Task to carry out: In the material below, the lines containing the word "this" are required; copy each of them.

*** Supplied records ***

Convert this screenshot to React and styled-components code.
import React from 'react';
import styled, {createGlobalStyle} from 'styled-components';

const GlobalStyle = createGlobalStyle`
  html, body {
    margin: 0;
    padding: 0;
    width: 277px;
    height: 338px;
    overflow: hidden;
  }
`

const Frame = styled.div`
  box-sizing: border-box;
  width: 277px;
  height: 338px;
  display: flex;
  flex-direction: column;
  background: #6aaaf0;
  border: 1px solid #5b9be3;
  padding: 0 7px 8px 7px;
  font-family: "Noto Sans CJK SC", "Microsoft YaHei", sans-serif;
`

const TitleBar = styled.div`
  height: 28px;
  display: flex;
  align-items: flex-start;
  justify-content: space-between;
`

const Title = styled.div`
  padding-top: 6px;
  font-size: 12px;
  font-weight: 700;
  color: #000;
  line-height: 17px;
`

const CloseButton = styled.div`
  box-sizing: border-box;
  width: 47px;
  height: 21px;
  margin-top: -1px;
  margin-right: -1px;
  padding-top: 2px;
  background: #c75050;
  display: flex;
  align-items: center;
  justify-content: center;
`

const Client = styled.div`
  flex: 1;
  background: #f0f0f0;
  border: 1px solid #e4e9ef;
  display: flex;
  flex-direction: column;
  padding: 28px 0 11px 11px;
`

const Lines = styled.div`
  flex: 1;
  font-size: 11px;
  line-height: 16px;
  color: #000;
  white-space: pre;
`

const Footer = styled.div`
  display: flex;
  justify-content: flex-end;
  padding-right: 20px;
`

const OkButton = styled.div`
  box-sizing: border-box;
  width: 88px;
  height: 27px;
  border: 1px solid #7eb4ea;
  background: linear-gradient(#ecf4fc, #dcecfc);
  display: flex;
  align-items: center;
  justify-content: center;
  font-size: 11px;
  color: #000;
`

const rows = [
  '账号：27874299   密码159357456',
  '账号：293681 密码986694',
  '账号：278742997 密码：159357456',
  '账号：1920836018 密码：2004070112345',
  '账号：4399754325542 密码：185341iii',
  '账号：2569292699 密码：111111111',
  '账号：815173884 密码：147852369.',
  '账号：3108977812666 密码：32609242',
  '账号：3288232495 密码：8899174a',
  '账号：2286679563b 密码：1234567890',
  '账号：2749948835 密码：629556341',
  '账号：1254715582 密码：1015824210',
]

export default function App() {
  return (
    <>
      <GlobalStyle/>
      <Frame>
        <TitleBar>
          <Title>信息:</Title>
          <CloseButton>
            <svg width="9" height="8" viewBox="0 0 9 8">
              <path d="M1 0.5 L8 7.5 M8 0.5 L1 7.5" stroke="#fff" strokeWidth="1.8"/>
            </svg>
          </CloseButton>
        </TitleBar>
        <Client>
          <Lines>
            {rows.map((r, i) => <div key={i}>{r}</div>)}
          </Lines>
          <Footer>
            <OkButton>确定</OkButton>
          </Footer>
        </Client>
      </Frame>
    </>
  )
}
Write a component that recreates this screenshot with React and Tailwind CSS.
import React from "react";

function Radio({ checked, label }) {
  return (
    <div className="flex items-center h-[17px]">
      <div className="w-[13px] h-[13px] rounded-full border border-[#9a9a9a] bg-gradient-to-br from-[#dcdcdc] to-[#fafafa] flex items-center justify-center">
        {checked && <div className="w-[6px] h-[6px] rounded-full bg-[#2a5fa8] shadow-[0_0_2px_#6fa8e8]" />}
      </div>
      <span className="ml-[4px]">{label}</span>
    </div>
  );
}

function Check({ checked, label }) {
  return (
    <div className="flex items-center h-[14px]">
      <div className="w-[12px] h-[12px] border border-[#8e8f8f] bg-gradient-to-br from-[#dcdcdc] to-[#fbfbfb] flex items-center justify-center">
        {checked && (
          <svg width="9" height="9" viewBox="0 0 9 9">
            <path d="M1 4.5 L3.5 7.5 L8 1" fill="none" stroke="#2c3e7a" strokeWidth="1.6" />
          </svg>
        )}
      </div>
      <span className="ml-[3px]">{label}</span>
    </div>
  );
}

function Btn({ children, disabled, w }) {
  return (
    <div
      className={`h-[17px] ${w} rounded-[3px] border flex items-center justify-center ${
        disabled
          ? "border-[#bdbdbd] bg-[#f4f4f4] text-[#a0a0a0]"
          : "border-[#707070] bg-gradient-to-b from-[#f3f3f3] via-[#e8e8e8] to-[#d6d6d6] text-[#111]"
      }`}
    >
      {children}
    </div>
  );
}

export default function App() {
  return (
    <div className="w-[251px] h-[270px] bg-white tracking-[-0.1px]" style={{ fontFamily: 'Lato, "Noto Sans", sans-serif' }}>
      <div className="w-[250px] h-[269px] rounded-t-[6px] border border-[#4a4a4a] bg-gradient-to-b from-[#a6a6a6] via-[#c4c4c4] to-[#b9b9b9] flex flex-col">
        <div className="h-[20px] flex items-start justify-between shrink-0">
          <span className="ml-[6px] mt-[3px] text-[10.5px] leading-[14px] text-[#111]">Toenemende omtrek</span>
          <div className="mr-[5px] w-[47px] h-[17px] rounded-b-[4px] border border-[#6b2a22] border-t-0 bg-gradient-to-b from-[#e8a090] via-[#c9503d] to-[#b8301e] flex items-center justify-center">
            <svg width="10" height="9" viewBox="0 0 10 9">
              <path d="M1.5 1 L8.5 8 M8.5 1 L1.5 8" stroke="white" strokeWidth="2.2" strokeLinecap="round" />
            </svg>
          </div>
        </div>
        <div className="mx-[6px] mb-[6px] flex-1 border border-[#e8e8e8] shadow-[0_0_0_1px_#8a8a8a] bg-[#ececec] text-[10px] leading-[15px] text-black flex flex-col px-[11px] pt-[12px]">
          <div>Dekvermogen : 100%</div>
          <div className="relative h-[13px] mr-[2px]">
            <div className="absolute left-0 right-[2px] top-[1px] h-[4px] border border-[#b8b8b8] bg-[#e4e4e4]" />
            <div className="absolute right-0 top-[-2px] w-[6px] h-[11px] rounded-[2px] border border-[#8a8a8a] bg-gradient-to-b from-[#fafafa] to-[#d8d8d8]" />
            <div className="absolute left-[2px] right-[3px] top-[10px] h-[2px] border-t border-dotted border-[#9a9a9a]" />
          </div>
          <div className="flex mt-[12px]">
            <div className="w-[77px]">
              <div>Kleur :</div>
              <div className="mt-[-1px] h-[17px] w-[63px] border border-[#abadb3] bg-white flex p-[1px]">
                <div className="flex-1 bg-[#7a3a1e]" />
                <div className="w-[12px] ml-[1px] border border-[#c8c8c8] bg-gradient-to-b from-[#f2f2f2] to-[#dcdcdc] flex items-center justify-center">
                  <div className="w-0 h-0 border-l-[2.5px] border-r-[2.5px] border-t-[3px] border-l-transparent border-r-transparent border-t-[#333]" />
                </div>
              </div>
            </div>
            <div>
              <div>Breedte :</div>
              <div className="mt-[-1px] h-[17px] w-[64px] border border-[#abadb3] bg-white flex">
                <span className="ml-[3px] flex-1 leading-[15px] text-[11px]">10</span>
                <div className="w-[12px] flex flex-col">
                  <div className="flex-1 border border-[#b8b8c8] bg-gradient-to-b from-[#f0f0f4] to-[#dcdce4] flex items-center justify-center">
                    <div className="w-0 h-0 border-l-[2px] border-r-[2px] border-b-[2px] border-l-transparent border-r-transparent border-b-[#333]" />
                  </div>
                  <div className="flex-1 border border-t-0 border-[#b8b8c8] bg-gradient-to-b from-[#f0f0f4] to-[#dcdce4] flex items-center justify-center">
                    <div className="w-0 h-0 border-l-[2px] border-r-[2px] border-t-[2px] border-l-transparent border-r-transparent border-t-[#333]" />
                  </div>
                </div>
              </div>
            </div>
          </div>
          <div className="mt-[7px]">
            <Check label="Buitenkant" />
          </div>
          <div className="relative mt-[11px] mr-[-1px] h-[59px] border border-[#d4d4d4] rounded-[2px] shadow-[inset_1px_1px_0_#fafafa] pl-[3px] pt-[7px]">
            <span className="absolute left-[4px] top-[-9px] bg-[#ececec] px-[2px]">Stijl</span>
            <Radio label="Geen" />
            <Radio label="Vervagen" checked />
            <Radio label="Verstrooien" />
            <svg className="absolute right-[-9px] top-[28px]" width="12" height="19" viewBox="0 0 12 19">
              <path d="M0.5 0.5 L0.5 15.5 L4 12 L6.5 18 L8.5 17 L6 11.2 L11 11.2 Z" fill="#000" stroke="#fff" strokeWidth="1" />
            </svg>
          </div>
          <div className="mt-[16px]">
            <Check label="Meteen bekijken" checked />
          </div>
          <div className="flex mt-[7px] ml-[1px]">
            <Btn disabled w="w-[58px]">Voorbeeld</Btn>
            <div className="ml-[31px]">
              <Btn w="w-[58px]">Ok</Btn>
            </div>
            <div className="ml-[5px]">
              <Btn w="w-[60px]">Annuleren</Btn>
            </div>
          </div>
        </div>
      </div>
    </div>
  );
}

***
*** Supplied records ***

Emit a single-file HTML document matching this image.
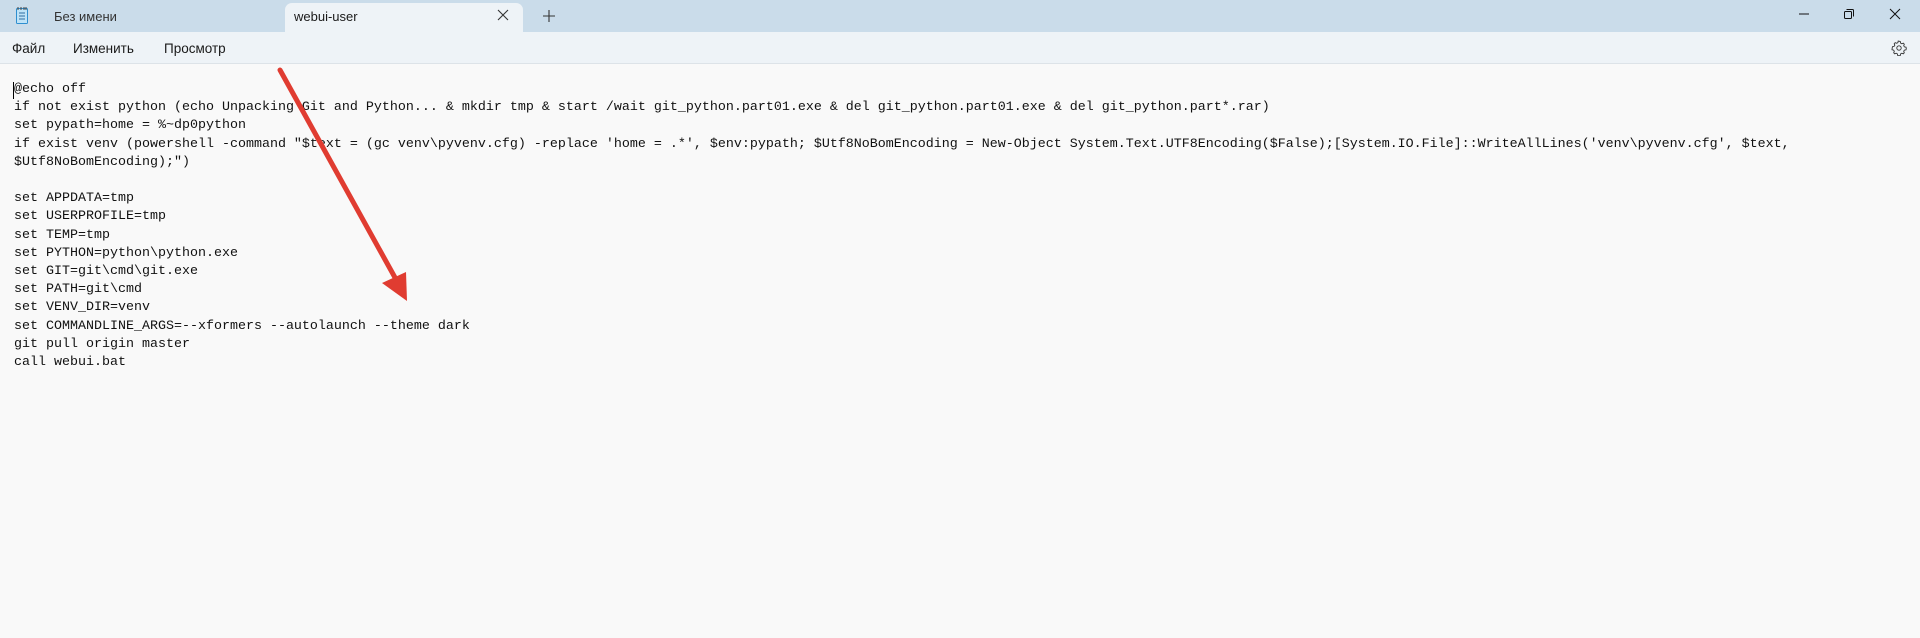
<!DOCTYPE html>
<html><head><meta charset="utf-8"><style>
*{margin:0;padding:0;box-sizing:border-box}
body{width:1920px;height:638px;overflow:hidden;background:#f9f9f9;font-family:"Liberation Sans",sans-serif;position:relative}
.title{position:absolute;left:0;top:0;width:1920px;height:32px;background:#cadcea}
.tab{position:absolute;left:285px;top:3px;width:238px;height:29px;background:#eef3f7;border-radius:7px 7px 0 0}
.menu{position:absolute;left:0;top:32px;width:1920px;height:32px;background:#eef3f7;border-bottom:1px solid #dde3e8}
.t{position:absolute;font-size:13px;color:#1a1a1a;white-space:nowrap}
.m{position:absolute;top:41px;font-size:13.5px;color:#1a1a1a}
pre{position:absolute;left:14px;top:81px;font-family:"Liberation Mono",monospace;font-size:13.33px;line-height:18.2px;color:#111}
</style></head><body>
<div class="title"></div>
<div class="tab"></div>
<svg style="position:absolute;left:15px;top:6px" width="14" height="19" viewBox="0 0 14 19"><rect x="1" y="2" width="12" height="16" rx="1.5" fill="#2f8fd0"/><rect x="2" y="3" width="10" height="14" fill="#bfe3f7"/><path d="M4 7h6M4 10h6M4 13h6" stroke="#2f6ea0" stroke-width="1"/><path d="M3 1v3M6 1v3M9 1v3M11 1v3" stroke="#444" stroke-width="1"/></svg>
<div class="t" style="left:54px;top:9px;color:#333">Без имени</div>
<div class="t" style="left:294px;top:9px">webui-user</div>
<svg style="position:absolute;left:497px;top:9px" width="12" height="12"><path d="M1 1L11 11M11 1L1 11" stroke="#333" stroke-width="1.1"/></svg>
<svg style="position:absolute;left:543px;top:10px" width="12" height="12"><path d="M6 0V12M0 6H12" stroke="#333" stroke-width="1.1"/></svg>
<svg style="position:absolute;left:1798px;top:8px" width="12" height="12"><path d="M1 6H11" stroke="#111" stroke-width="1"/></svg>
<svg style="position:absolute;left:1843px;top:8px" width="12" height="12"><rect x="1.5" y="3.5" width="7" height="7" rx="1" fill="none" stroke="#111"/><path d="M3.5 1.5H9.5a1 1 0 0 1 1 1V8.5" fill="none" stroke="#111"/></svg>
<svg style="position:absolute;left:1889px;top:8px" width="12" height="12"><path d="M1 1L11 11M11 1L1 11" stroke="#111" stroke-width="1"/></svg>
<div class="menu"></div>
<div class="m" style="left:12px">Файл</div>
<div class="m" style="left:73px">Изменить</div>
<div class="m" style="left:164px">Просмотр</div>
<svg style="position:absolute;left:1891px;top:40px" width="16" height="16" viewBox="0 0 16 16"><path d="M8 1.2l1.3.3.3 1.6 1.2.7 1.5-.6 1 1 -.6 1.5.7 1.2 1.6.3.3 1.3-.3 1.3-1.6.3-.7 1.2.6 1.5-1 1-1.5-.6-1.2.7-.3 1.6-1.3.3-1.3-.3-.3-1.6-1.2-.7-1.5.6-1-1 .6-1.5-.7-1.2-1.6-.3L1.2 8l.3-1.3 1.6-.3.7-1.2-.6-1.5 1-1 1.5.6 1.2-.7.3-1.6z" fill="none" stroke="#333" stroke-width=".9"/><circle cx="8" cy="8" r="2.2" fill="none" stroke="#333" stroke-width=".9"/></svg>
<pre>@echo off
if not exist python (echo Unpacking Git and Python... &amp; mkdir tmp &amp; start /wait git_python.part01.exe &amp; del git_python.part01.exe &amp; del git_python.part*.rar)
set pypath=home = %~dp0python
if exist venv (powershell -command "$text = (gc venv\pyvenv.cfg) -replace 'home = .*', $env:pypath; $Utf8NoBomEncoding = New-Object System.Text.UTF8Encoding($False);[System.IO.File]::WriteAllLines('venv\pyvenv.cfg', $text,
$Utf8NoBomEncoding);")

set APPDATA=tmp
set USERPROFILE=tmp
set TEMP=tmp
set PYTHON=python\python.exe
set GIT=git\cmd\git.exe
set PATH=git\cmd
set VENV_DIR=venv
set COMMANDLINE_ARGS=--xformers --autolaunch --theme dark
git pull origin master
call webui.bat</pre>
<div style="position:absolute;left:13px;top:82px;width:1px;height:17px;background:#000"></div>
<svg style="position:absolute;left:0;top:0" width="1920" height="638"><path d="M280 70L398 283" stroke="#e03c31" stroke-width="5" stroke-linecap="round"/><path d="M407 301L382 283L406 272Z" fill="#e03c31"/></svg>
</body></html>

***

Solved exercise:
Convert this screenshot to React and styled-components code.
Write a component that recreates this screenshot with React and Tailwind CSS.
Emit a single-file HTML document matching this image.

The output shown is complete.